Bis heute lebt sie in der Wohnung, in der der Mord geschah. Keiras Zimmer hatte sie bis vor Kurzem so belassen. Jetzt nahm sie eine ukrainische Freundin bei sich auf. Sie zog in Keiras Zimmer und machte ihr Schlafzimmer für die Freundin frei. Bei Keira räumte sie ein klein wenig um. Karin G. macht kleine Schritte bei den Veränderungen. „Ich schlafe jetzt auch in Mäuschens Bett, weil ich weiß, Keira hätte es gut gefunden, dass ich jemandem mein Zimmer gebe, sie hätte genauso gehandelt.“
Für Karin G. ist der Geburtstag von Keira schlimmer als der Todestag
Mit der Zeit wird nichts besser. Jedes Jahr wird es schlimmer. Der Geburtstag ist schlimmer für Karin G. als der Todestag. Der Todestag katapultiert sie jedes Mal wieder zurück in die Vergangenheit, zu dem Schrecken, der passierte. Aber der Geburtstag, das ist die Zukunft, die einem genommen worden ist. Jetzt wäre Keira schon 18. Sie wäre vielleicht auf dem Gymnasium.

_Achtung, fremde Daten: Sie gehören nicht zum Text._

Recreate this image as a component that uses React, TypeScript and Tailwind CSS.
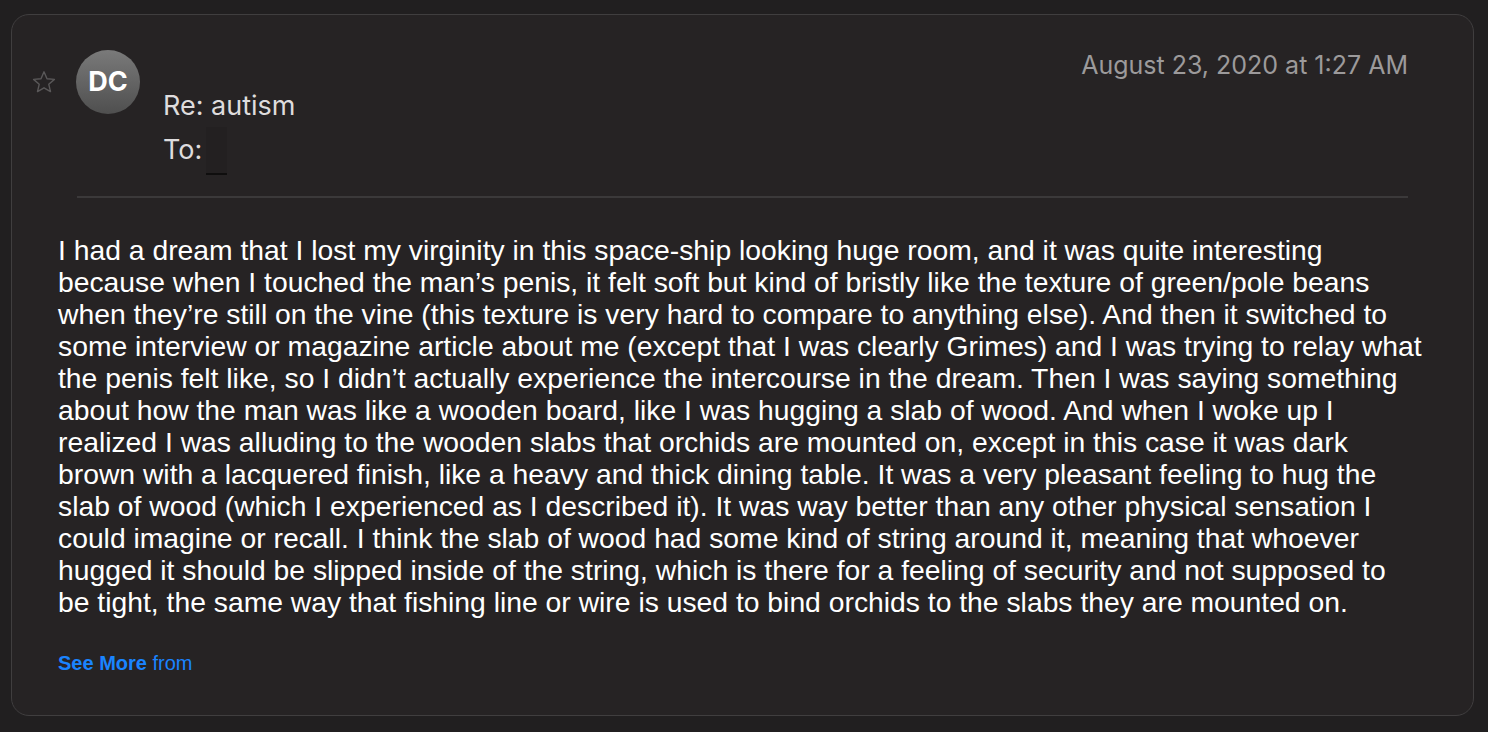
import React from "react";

const lines = [
  "I had a dream that I lost my virginity in this space-ship looking huge room, and it was quite interesting",
  "because when I touched the man\u2019s penis, it felt soft but kind of bristly like the texture of green/pole beans",
  "when they\u2019re still on the vine (this texture is very hard to compare to anything else). And then it switched to",
  "some interview or magazine article about me (except that I was clearly Grimes) and I was trying to relay what",
  "the penis felt like, so I didn\u2019t actually experience the intercourse in the dream. Then I was saying something",
  "about how the man was like a wooden board, like I was hugging a slab of wood. And when I woke up I",
  "realized I was alluding to the wooden slabs that orchids are mounted on, except in this case it was dark",
  "brown with a lacquered finish, like a heavy and thick dining table. It was a very pleasant feeling to hug the",
  "slab of wood (which I experienced as I described it). It was way better than any other physical sensation I",
  "could imagine or recall. I think the slab of wood had some kind of string around it, meaning that whoever",
  "hugged it should be slipped inside of the string, which is there for a feeling of security and not supposed to",
  "be tight, the same way that fishing line or wire is used to bind orchids to the slabs they are mounted on.",
];

export default function App() {
  return (
    <div className="w-[1488px] h-[732px] bg-[#211f20] pt-[14px] pl-[11px] overflow-hidden">
      <div className="w-[1463px] h-[702px] rounded-[18px] border border-[#403e3f] bg-[#262324] flex flex-col">
        <div className="flex justify-between">
          <div className="flex items-start">
            <svg
              className="ml-[20px] mt-[55px]"
              width="24"
              height="24"
              viewBox="0 0 24 24"
              fill="none"
              stroke="#5a5859"
              strokeWidth="1.4"
              strokeLinejoin="round"
            >
              <path d="M12 1.8l3 6.9 7.4.7-5.6 4.9 1.7 7.3L12 17.8l-6.5 3.8 1.7-7.3-5.6-4.9 7.4-.7z" />
            </svg>
            <div className="ml-[20px] mt-[35px] w-[64px] h-[64px] rounded-full bg-gradient-to-b from-[#7a7a7a] to-[#4f4f4f] flex items-center justify-center">
              <span
                className="text-white text-[27px] font-bold"
                style={{ fontFamily: "Inter, 'Liberation Sans', sans-serif" }}
              >
                DC
              </span>
            </div>
            <div
              className="ml-[23px] mt-[69px] text-[27px] text-[#dedcdd]"
              style={{ fontFamily: "Inter, 'Liberation Sans', sans-serif" }}
            >
              <div className="h-[44px] leading-[44px]">Re: autism</div>
              <div className="h-[44px] leading-[44px] flex items-start">
                <span>To:</span>
                <span className="ml-[4px] mt-[-1px] w-[21px] h-[48px] bg-[#232021] border-b-[2px] border-[#0f0e0e] inline-block" />
              </div>
            </div>
          </div>
          <div
            className="mt-[34px] mr-[65px] text-[25px] leading-[32px] text-[#9c9a9b]"
            style={{ fontFamily: "Inter, 'Liberation Sans', sans-serif" }}
          >
            August 23, 2020 at 1:27 AM
          </div>
        </div>
        <div className="ml-[65px] mr-[65px] mt-[24px] h-[2px] bg-[#3b393a]" />
        <div
          className="ml-[46px] mt-[36px] text-[28.3px] leading-[32px] text-white whitespace-nowrap"
          style={{ fontFamily: "'Liberation Sans', Arial, sans-serif" }}
        >
          {lines.map((l, i) => (
            <div key={i}>{l}</div>
          ))}
        </div>
        <div
          className="ml-[46px] mt-[33px] text-[20px] leading-[24px] text-[#1a84ff]"
          style={{ fontFamily: "'Liberation Sans', Arial, sans-serif" }}
        >
          <span className="font-bold">See More</span> from
        </div>
      </div>
    </div>
  );
}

Es gibt viele Dinge, die Karin G. an ihre Tochter erinnern. „Wenn ich einen Regenbogen sehe, dann denke ich: Ach, Mäuschen, könntest du den doch auch sehen!“ Sie habe sich um 180 Grad geändert, sagt die Mutter. Sie beachte Kleinigkeiten, zum Beispiel, wenn mal wieder eine Biene fliegt. Und sie bemerkte an sich, dass sie kälter geworden ist. „Wenn die Leute über alltägliche Probleme jammern, zum Beispiel, dass der Sprit teurer geworden ist, denke ich: Deine Probleme hätte ich gern“, sagt sie und lächelt schief. Hass auf alles würde ihr aber nichts bringen. Denn sie findet, es hätte noch schlimmer kommen können. Zum Beispiel, dass ihre Tochter verschwunden wäre wie damals Georgine Krüger aus Moabit. „Oder die Ukraine. Du bist mit deinem Kind auf der Flucht, und das Kind wird neben dir weggebombt.“
Das Grab ihrer Tochter liegt auf dem Friedhof direkt neben der Eishalle, in der das Mädchen früher trainierte. Freunde und Unbekannte bringen immer wieder frische Blumen. Karin G. steht vor dem Grab. Keiras Jacke passt ihr seltsamerweise, obwohl ihre Tochter einen halben Kopf kleiner war als sie. Auch die Schlittschuhe ihrer Tochter passen ihr.